The Reverend Douglas Walker Gray, 95, died Monday, July 31, 2017, in his home in Schenectady, in the presence of his loving family.

Doug was a Presbyterian minister in several parishes in New York state.

Born in Brooklyn, on Jan. 22, 1922, to Washington Malcolm Gray and Elizabeth Carlisle Walker, he attended Adelphi Academy in Brooklyn. In 1941, he entered Hamilton College in Clinton, graduating in January 1943, through the war-time accelerated graduation program, as a Navy chaplaincy enlistee. He then entered Princeton Theological Seminary, graduating as an ordained minster with a master’s degree in divinity, and entered the Navy Chaplain Corps, posted to the Naval Station in Pearl Harbor.

Doug’s first parish was a three-church circuit Presbyterian parish in the Adirondack Mountains: St. Regis/Paul Smiths, Lake Clear and Harrietstown, arriving with his wife Pattie in October 1945 in an unusually early blizzard. He left that parish in 1951 to pursue further education under the GI Bill, and received a master’s degree in theology from Princeton Seminary in 1952, accepting a call to his next parish, the Mariaville Presbyterian Church near Schenectady. In March 1956, in an unusually late snowstorm, the family moved to Doug’s new parish, the Hamilton Union Presbyterian Church in Guilderland, which he described as a “most loving and caring community,” and where he and Pattie raised their three children.

In 1972, after getting his children through college, Doug accepted the pastor position in the First Presbyterian Church in Fulton in the Lake Ontario snowbelt, where he and Pattie remained until 1977, when Doug enthusiastically undertook a project with the Albany Presbytery to help invigorate rural parishes. Upon conclusion of that project, Doug accepted a call to the First United Presbyterian Church in Oneonta, from which he retired in 1987.

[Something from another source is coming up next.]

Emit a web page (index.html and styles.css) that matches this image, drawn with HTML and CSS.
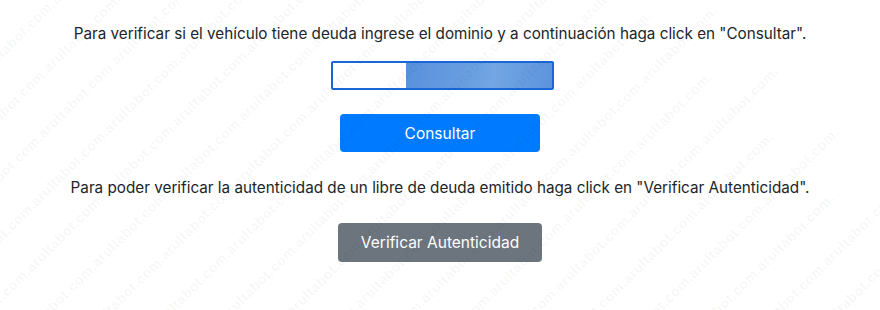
FILE: index.html
```html
<!DOCTYPE html>
<html lang="es">
<head>
<meta charset="utf-8">
<link rel="stylesheet" href="styles.css">
</head>
<body>
<main class="page">
  <p class="msg">Para verificar si el vehículo tiene deuda ingrese el dominio y a continuación haga click en "Consultar".</p>
  <div class="field"><span class="field-empty"></span><span class="field-blur"></span></div>
  <button class="btn btn-primary">Consultar</button>
  <p class="msg msg-2">Para poder verificar la autenticidad de un libre de deuda emitido haga click en "Verificar Autenticidad".</p>
  <button class="btn btn-secondary">Verificar Autenticidad</button>
</main>
<div class="watermark" aria-hidden="true">
  <div class="wm-inner">
    <div>arultabot.com.arultabot.com.arultabot.com.arultabot.com.arultabot.com.arultabot.com.arultabot.com.arultabot.com.arultabot.com.arultabot.com.arultabot.com.</div>
    <div>ot.com.arultabot.com.arultabot.com.arultabot.com.arultabot.com.arultabot.com.arultabot.com.arultabot.com.arultabot.com.arultabot.com.arultabot.com.</div>
    <div>arultabot.com.arultabot.com.arultabot.com.arultabot.com.arultabot.com.arultabot.com.arultabot.com.arultabot.com.arultabot.com.arultabot.com.arultabot.com.</div>
    <div>ot.com.arultabot.com.arultabot.com.arultabot.com.arultabot.com.arultabot.com.arultabot.com.arultabot.com.arultabot.com.arultabot.com.arultabot.com.</div>
    <div>arultabot.com.arultabot.com.arultabot.com.arultabot.com.arultabot.com.arultabot.com.arultabot.com.arultabot.com.arultabot.com.arultabot.com.arultabot.com.</div>
    <div>ot.com.arultabot.com.arultabot.com.arultabot.com.arultabot.com.arultabot.com.arultabot.com.arultabot.com.arultabot.com.arultabot.com.arultabot.com.</div>
    <div>arultabot.com.arultabot.com.arultabot.com.arultabot.com.arultabot.com.arultabot.com.arultabot.com.arultabot.com.arultabot.com.arultabot.com.arultabot.com.</div>
    <div>ot.com.arultabot.com.arultabot.com.arultabot.com.arultabot.com.arultabot.com.arultabot.com.arultabot.com.arultabot.com.arultabot.com.arultabot.com.</div>
    <div>arultabot.com.arultabot.com.arultabot.com.arultabot.com.arultabot.com.arultabot.com.arultabot.com.arultabot.com.arultabot.com.arultabot.com.arultabot.com.</div>
    <div>ot.com.arultabot.com.arultabot.com.arultabot.com.arultabot.com.arultabot.com.arultabot.com.arultabot.com.arultabot.com.arultabot.com.arultabot.com.</div>
    <div>arultabot.com.arultabot.com.arultabot.com.arultabot.com.arultabot.com.arultabot.com.arultabot.com.arultabot.com.arultabot.com.arultabot.com.arultabot.com.</div>
    <div>ot.com.arultabot.com.arultabot.com.arultabot.com.arultabot.com.arultabot.com.arultabot.com.arultabot.com.arultabot.com.arultabot.com.arultabot.com.</div>
    <div>arultabot.com.arultabot.com.arultabot.com.arultabot.com.arultabot.com.arultabot.com.arultabot.com.arultabot.com.arultabot.com.arultabot.com.arultabot.com.</div>
    <div>ot.com.arultabot.com.arultabot.com.arultabot.com.arultabot.com.arultabot.com.arultabot.com.arultabot.com.arultabot.com.arultabot.com.arultabot.com.</div>
    <div>arultabot.com.arultabot.com.arultabot.com.arultabot.com.arultabot.com.arultabot.com.arultabot.com.arultabot.com.arultabot.com.arultabot.com.arultabot.com.</div>
    <div>ot.com.arultabot.com.arultabot.com.arultabot.com.arultabot.com.arultabot.com.arultabot.com.arultabot.com.arultabot.com.arultabot.com.arultabot.com.</div>
    <div>arultabot.com.arultabot.com.arultabot.com.arultabot.com.arultabot.com.arultabot.com.arultabot.com.arultabot.com.arultabot.com.arultabot.com.arultabot.com.</div>
    <div>ot.com.arultabot.com.arultabot.com.arultabot.com.arultabot.com.arultabot.com.arultabot.com.arultabot.com.arultabot.com.arultabot.com.arultabot.com.</div>
    <div>arultabot.com.arultabot.com.arultabot.com.arultabot.com.arultabot.com.arultabot.com.arultabot.com.arultabot.com.arultabot.com.arultabot.com.arultabot.com.</div>
    <div>ot.com.arultabot.com.arultabot.com.arultabot.com.arultabot.com.arultabot.com.arultabot.com.arultabot.com.arultabot.com.arultabot.com.arultabot.com.</div>
    <div>arultabot.com.arultabot.com.arultabot.com.arultabot.com.arultabot.com.arultabot.com.arultabot.com.arultabot.com.arultabot.com.arultabot.com.arultabot.com.</div>
  </div>
</div>
</body>
</html>
```
FILE: styles.css
```css
html, body { margin: 0; padding: 0; background: #fff; }
body {
  font-family: Inter, "Liberation Sans", sans-serif;
  font-size: 15.25px;
  color: #212529;
  position: relative;
  min-height: 310px;
  overflow: hidden;
}
.page {
  display: flex;
  flex-direction: column;
  align-items: center;
  padding-top: 24px;
}
.msg { margin: 0; line-height: 20px; text-align: center; }
.field {
  margin-top: 17px;
  margin-left: 5px;
  width: 219px;
  height: 25px;
  border: 2px solid #1a66d6;
  border-radius: 2px;
  display: flex;
  overflow: hidden;
}
.field-empty { width: 73px; background: #fff; }
.field-blur {
  flex: 1;
  background: linear-gradient(100deg, #5890dc 0%, #6a9fe0 45%, #72a6e4 60%, #5c93dc 100%);
}
.btn {
  font: inherit;
  font-size: 15.5px;
  color: #fff;
  border: none;
  border-radius: 4px;
  cursor: pointer;
}
.btn-primary {
  margin-top: 24px;
  width: 200px;
  height: 38px;
  background: #007bff;
}
.msg-2 { margin-top: 26px; }
.btn-secondary {
  margin-top: 25px;
  width: 204px;
  height: 39px;
  background: #6c757d;
}
.watermark {
  position: absolute;
  inset: 0;
  overflow: hidden;
  pointer-events: none;
}
.wm-inner {
  position: absolute;
  left: -400px;
  top: -300px;
  width: 1700px;
  transform: rotate(-45deg);
  transform-origin: 850px 450px;
  font-family: "Liberation Sans", Arial, sans-serif;
  font-weight: bold;
  font-size: 14px;
  letter-spacing: 0.5px;
  line-height: 43px;
  white-space: nowrap;
  color: rgba(0, 0, 0, 0.045);
}
```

In the late ’70s, anticipating retirement, Doug and Pattie purchased 30 acres of maple woods in rural Schoharie County. In retirement, working with close friend Frank Chesebrough and many family, friends, and neighbors who stopped by to help clear brush or boil sap, Doug and Pattie produced what was universally acclaimed as the best maple syrup ever.

August was almost always spent at their camp at Silver Lake in the Adirondacks where as a child he spent summers with his extended family from Brooklyn and Montreal, and once swam the 4-mile length of the lake. As a parent, he and Pattie relished canoeing, fishing and hiking the local peaks with their three children. Doug also relished his early morning swims. Doug became an avid, self-taught sailor and finally won the coveted Silver Lake Sunday Race Trophy. With his understated penchant for adventure, when visiting Pattie’s family’s camp near Baltimore he successfully and unintentionally threaded his sailing dinghy through a fleet of Naval Academy midshipmen on a sailing exercise in the Chesapeake Bay. In 2006, at age 84, Doug entered the Willard Hanmer Guideboat Race on Lake Flower in the Village of Saranac Lake, rowing to first place in an age-class, three-boat field.

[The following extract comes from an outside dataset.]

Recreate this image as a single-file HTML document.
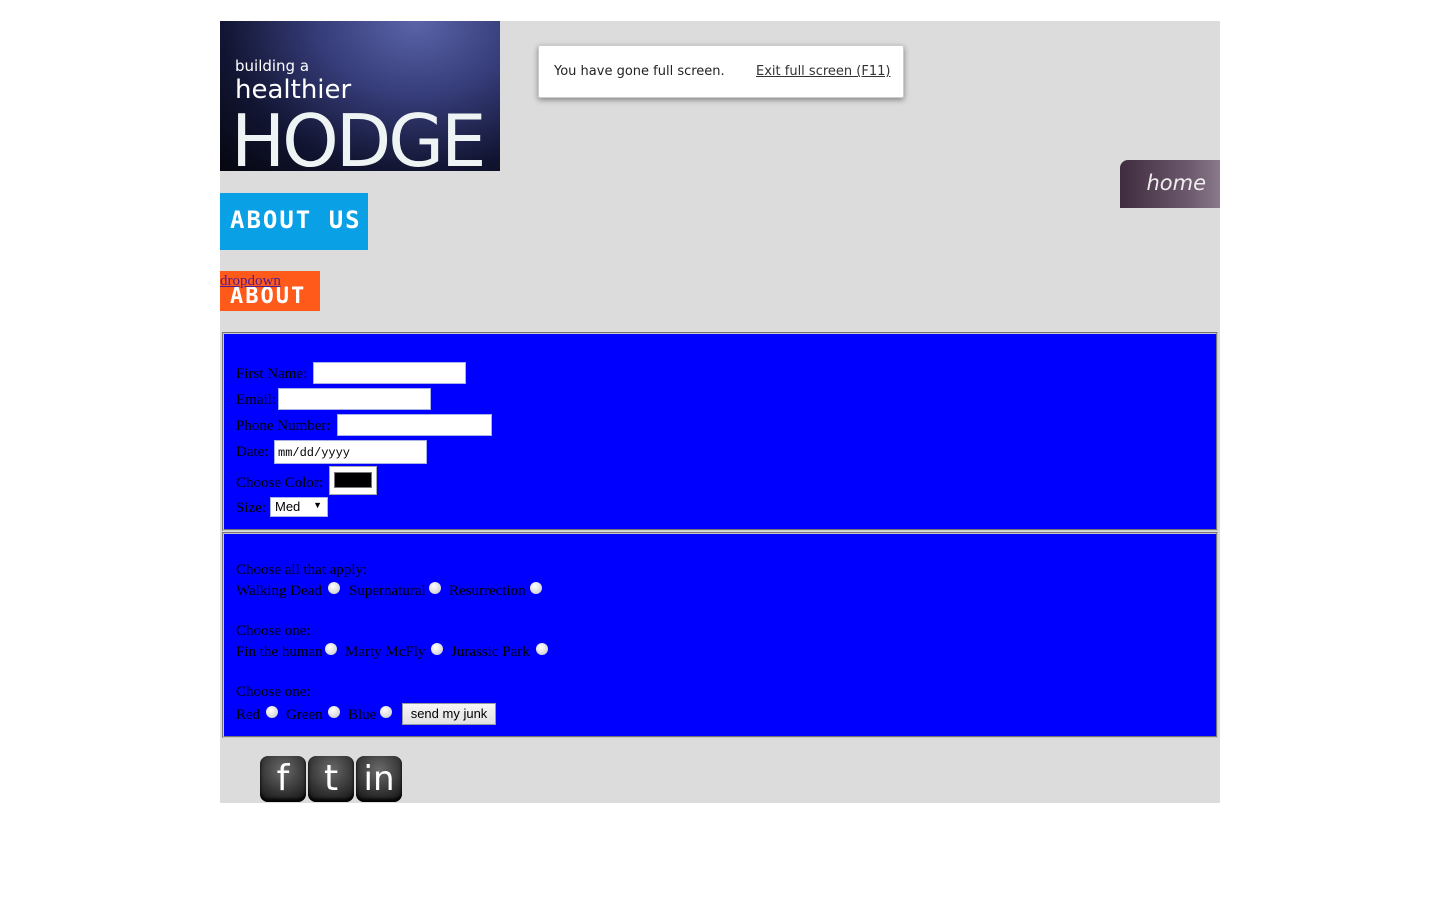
<!DOCTYPE html>
<html><head><meta charset="utf-8"><style>
body{margin:0;background:#fff;width:1440px;height:900px;position:relative;font-family:"Liberation Serif",serif;font-size:15px;overflow:hidden}
.a{position:absolute}
#page{left:220px;top:21px;width:1000px;height:782px;background:#dcdcdc}
#logo{left:220px;top:21px;width:280px;height:150px;background:radial-gradient(ellipse at 70% 0%,#5a64a8 0%,#363d7a 35%,#121532 70%,#05060f 100%);overflow:hidden;font-family:"DejaVu Sans","Liberation Sans",sans-serif;color:#fff}
.fs{background:#0000ff;border:2px groove #c8c8c8;box-sizing:border-box}
.in{background:#fff;border:1px solid #a8b0e8;box-sizing:border-box;height:22px}
.rad{position:absolute;width:12px;height:12px;border-radius:50%;background:radial-gradient(circle at 40% 35%,#fff,#ddd 60%,#bbb)}
.lbl{color:#000;font-size:15px;white-space:nowrap}
.soc{width:46px;height:46px;border-radius:8px;background:radial-gradient(circle at 50% 30%,#6a6a6a,#333 60%,#111);color:#fff;font-family:"DejaVu Sans",sans-serif;text-align:center;line-height:46px;font-size:36px;top:756px;box-shadow:inset 0 -3px 3px #000}
.pix{font-family:"DejaVu Sans Mono",monospace;font-weight:bold;color:#fff;letter-spacing:2px}
</style></head><body>
<div class="a" id="page"></div>
<div class="a" id="logo">
<div class="a" style="left:15px;top:36px;font-size:15px">building a</div>
<div class="a" style="left:15px;top:54px;font-size:26px">healthier</div>
<div class="a" style="left:11px;top:78px;font-size:72px;letter-spacing:-3px;color:#eef4f4">HODGE</div>
</div>
<div class="a" style="left:538px;top:45px;width:364px;height:51px;background:#fff;border:1px solid #ccc;border-radius:2px;box-shadow:0 2px 6px rgba(0,0,0,.4);font-family:'DejaVu Sans',sans-serif;font-size:13px;color:#222">
<span class="a" style="left:15px;top:18px">You have gone full screen.</span>
<span class="a" style="left:217px;top:18px;text-decoration:underline;color:#333">Exit full screen (F11)</span></div>
<div class="a" style="left:1120px;top:160px;width:100px;height:48px;border-top-left-radius:8px;background:linear-gradient(90deg,#3f2c3e,#6e5a6e 70%,#8a7a8a);color:#eee;font-family:'DejaVu Sans',sans-serif;font-style:italic;font-size:21px;line-height:46px;text-align:right;padding-right:14px;box-sizing:border-box">home</div>
<div class="a pix" style="left:220px;top:193px;width:148px;height:57px;background:#0aa0e6;font-size:24px;line-height:54px;padding-left:10px;box-sizing:border-box">ABOUT US</div>
<div class="a pix" style="left:220px;top:271px;width:100px;height:40px;background:#ff5a19;font-size:22px;line-height:52px;padding-left:10px;box-sizing:border-box;overflow:hidden">ABOUT</div>
<a class="a" style="left:220px;top:273px;color:#551a8b;font-size:15px;text-decoration:underline">dropdown</a>
<div class="a fs" style="left:222px;top:332px;width:996px;height:199px"></div>
<div class="a fs" style="left:222px;top:532px;width:996px;height:206px"></div>
<span class="a lbl" style="left:236px;top:366px">First Name:</span><div class="a in" style="left:313px;top:362px;width:153px"></div>
<span class="a lbl" style="left:236px;top:392px">Email:</span><div class="a in" style="left:278px;top:388px;width:153px"></div>
<span class="a lbl" style="left:236px;top:418px">Phone Number:</span><div class="a in" style="left:337px;top:414px;width:155px"></div>
<span class="a lbl" style="left:236px;top:444px">Date:</span><div class="a in" style="left:274px;top:440px;width:153px;height:24px;font-family:'Liberation Mono',monospace;font-size:12px;padding:5px 3px">mm/dd/yyyy</div>
<span class="a lbl" style="left:236px;top:475px">Choose Color:</span><div class="a" style="left:329px;top:466px;width:48px;height:29px;background:#fff;border:1px solid #aaa;box-sizing:border-box"><div style="margin:5px 4px;height:14px;background:#000;border:1px solid #777"></div></div>
<span class="a lbl" style="left:236px;top:500px">Size:</span><div class="a" style="left:270px;top:497px;width:58px;height:20px;background:#fff;border:1px solid #a8b0e8;box-sizing:border-box;font-family:'Liberation Sans',sans-serif;font-size:13px;padding:1px 4px">Med<span style="position:absolute;right:5px;top:2px;font-size:9px">▼</span></div>
<span class="a lbl" style="left:236px;top:562px">Choose all that apply:</span>
<span class="a lbl" style="left:236px;top:583px">Walking Dead</span><span class="rad" style="left:328px;top:582px"></span>
<span class="a lbl" style="left:349px;top:583px">Supernatural</span><span class="rad" style="left:429px;top:582px"></span>
<span class="a lbl" style="left:449px;top:583px">Resurrection</span><span class="rad" style="left:530px;top:582px"></span>
<span class="a lbl" style="left:236px;top:623px">Choose one:</span>
<span class="a lbl" style="left:236px;top:644px">Fin the human</span><span class="rad" style="left:325px;top:643px"></span>
<span class="a lbl" style="left:345px;top:644px">Marty McFly</span><span class="rad" style="left:431px;top:643px"></span>
<span class="a lbl" style="left:451px;top:644px">Jurassic Park</span><span class="rad" style="left:536px;top:643px"></span>
<span class="a lbl" style="left:236px;top:684px">Choose one:</span>
<span class="a lbl" style="left:236px;top:707px">Red</span><span class="rad" style="left:266px;top:706px"></span>
<span class="a lbl" style="left:286px;top:707px">Green</span><span class="rad" style="left:328px;top:706px"></span>
<span class="a lbl" style="left:348px;top:707px">Blue</span><span class="rad" style="left:380px;top:706px"></span>
<div class="a" style="left:402px;top:703px;width:94px;height:22px;background:linear-gradient(#f6f6f6,#e2e2e2);border:1px solid #999;box-sizing:border-box;font-family:'Liberation Sans',sans-serif;font-size:13px;text-align:center;line-height:20px">send my junk</div>
<div class="a soc" style="left:260px">f</div>
<div class="a soc" style="left:308px">t</div>
<div class="a soc" style="left:356px;font-size:34px">in</div>
</body></html>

Doug had an abiding passion for the Adirondacks and protection of the natural world. Doug and Pattie became founding members of the Natural History Museum of the Adirondacks (The Wild Center) in Tupper Lake, to support the museum’s mission to introduce youth to the wonders of nature and the Adirondack Park.

Doug was a survivor of lung cancer in 2007, and another bout in 2011. He was vigorous and engaged in the world even when the cancer returned in 2017. Despite the drain on his energies, he remained concerned about the condition of the world and the plight of defenseless people. He is remembered for his desire to share, and his interest in others.

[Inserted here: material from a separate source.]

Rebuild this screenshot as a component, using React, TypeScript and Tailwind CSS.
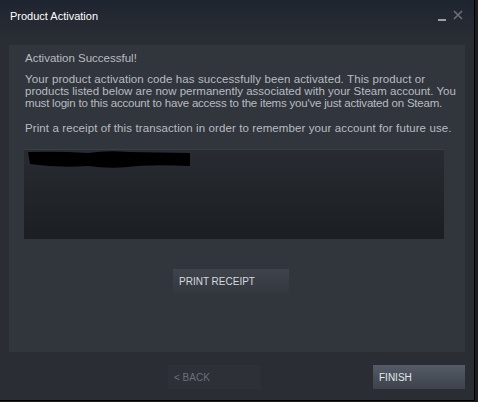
import React from "react";

export default function App() {
  return (
    <div className="w-[478px] h-[402px] bg-[#1c1e22] relative overflow-hidden" style={{ fontFamily: '"Liberation Sans", Arial, sans-serif' }}>
      <div className="w-[475px] h-[401px] border-r border-b border-black bg-[#2a2e34] flex flex-col">
        <div className="h-[45px] bg-gradient-to-b from-[#1f2530] to-[#2a2e34] flex items-start">
          <div className="pl-[10px] pt-[10px] text-[11px] text-white leading-[13px] flex-1">Product Activation</div>
          <div className="flex items-start pt-[9px] pr-[11px] gap-[7px]">
            <div className="w-[8px] h-[2px] bg-[#9aa0a8] mt-[10px]" />
            <svg width="10" height="10" viewBox="0 0 10 10" className="mt-[1px]">
              <path d="M1 1 L9 9 M9 1 L1 9" stroke="#6b7079" strokeWidth="1.6" />
            </svg>
          </div>
        </div>
        <div className="mx-[9px] h-[307px] bg-[#31353c] flex flex-col">
          <div className="pl-[16px] pt-[7px] text-[11.5px] leading-[12px] text-[#b8bcc2] whitespace-nowrap">
            <p>Activation Successful!</p>
            <p className="mt-[9px]">
              <span className="block tracking-[0.1px]">Your product activation code has successfully been activated. This product or</span>
              <span className="block">products listed below are now permanently associated with your Steam account. You</span>
              <span className="block tracking-[-0.2px]">must login to this account to have access to the items you've just activated on Steam.</span>
            </p>
            <p className="mt-[13px] tracking-[0.1px]">Print a receipt of this transaction in order to remember your account for future use.</p>
          </div>
          <div className="ml-[15px] mr-[21px] mt-[15px] h-[90px] border-t border-[#3a3f46] bg-gradient-to-b from-[#282c32] to-[#1b1e22] relative">
            <svg width="166" height="20" viewBox="0 0 166 20" className="absolute left-[4px] top-0">
              <path d="M0 2 Q 30 1 60 3 Q 80 0 100 2 L 162 3 L 162 16 Q 120 14 100 17 Q 80 19 60 16 Q 30 18 2 14 Z" fill="#000" />
            </svg>
          </div>
          <div className="flex justify-center mt-[30px] pr-[12px]">
            <div className="w-[116px] h-[24px] bg-gradient-to-b from-[#3f444c] to-[#33373e] text-[10px] text-[#d6dade] pl-[6px] flex items-center">PRINT RECEIPT</div>
          </div>
        </div>
        <div className="flex mt-[13px] ml-[168px] gap-[112px]">
          <div className="w-[93px] h-[24px] bg-[#2d3137] text-[10px] text-[#6a7079] pl-[6px] flex items-center">&lt; BACK</div>
          <div className="w-[92px] h-[24px] bg-gradient-to-b from-[#555c67] to-[#3d424b] text-[10px] text-[#e4e7ea] pl-[6px] flex items-center">FINISH</div>
        </div>
      </div>
    </div>
  );
}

Doug is survived by his loving wife of 71 years, Pattie; his children Roger (Monica), Portia Hubert (Gary) and Lee (Beth); and his grandchildren Matthew Hubert, and Christine Hubert.

He was predeceased by brother Washington Malcolm Gray Jr.

A memorial service will be held at 1 p.m. Aug. 5, at the Hamilton Union Presbyterian Church, 2291 Western Avenue, Guilderland, NY, 12084-9747.

Memorial gifts may be sent in memory of Douglas Gray to The Wild Center — Natural History Museum of the Adirondacks, 45 Museum Drive, Tupper Lake, NY 12986, or to the Hamilton Union Presbyterian Church, 2291 Western Avenue, Guilderland, NY 12084.